Une offensive à double tranchant contre le calendrier américain. La nouvelle salve de Donald Trump ne cible ni ses rivaux politiques ni les tensions géopolitiques du moment, mais… les jours fériés. Dans un message posté le 20 juin sur son réseau Truth Social, le président américain s’en prend frontalement au calendrier fédéral, accusé de plomber l’économie américaine. Une posture polémique, alors même que la nation célébrait la fin de l’esclavage avec le « Juneteenth« , devenu jour chômé depuis 2021.

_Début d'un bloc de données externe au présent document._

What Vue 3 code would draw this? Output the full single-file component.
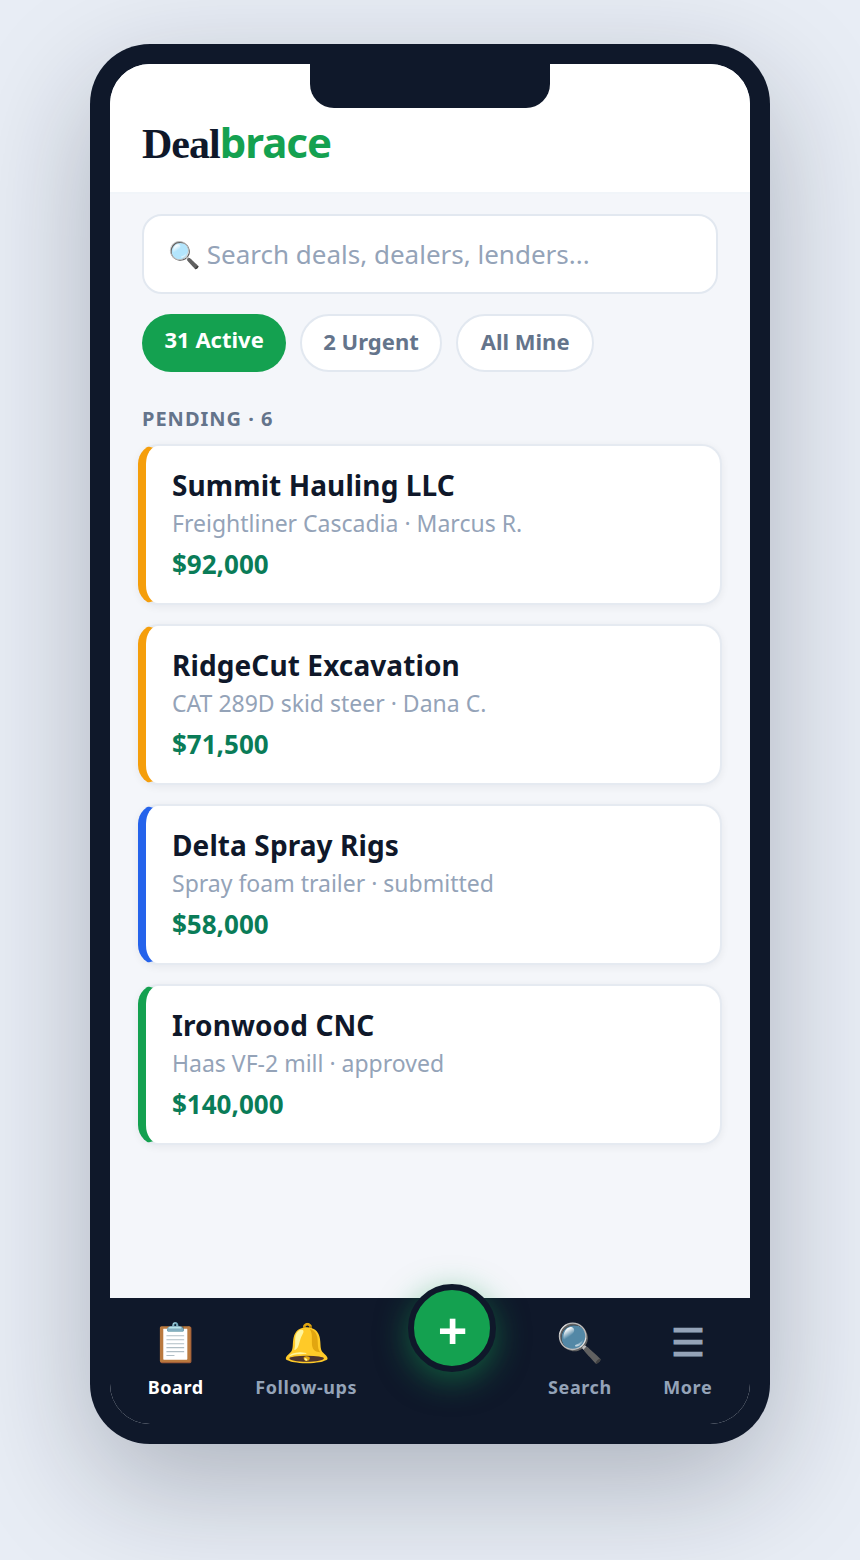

Derrière cette sortie tonitruante, une vision économique implacable : moins de jours non travaillés = plus de productivité = moins de dépenses publiques. Mais ce calcul simpliste néglige des pans entiers de la dynamique sociale, symbolique et financière qui entoure les congés officiels. Et soulève une question de fond : les jours fériés sont-ils un luxe ou un levier économique ?
Le coût des jours fériés : entre déficit perçu et gains indirects
Dans sa diatribe, Trump affirme que « cela coûte des milliards de dollars à notre pays de laisser toutes ces entreprises fermées ». Une déclaration qui relance un vieux débat : les jours fériés freinent-ils réellement l’économie américaine ?
D’après une étude du Center for Economic Research, chaque jour férié fédéral représenterait une baisse temporaire de 0,02 % du PIB hebdomadaire, soit un impact de l’ordre de 3 à 4 milliards de dollars. Mais ce chiffre brut occulte une réalité plus complexe : le ralentissement d’activité dans certains secteurs (industrie, services administratifs) est souvent compensé par un surcroît de consommation dans d’autres (tourisme, restauration, e-commerce).
De plus, les jours fériés soutiennent la consommation intérieure. Un rapport de la National Retail Federation révèle que les week-ends prolongés génèrent jusqu’à 6 % de hausse sur les dépenses de loisirs et de biens durables. En d’autres termes, ce que l’État perd en productivité publique, il le regagne souvent via les taxes sur la consommation.
C’est donc une vision strictement comptable et court-termiste que défend Trump — une constante de sa doctrine économique. Pourtant, en 2019 déjà, il affirmait vouloir « favoriser la croissance par la réduction des périodes improductives ». Rien de nouveau, sauf qu’en 2025, cette proposition entre en collision frontale avec un autre combat : celui de la mémoire collective.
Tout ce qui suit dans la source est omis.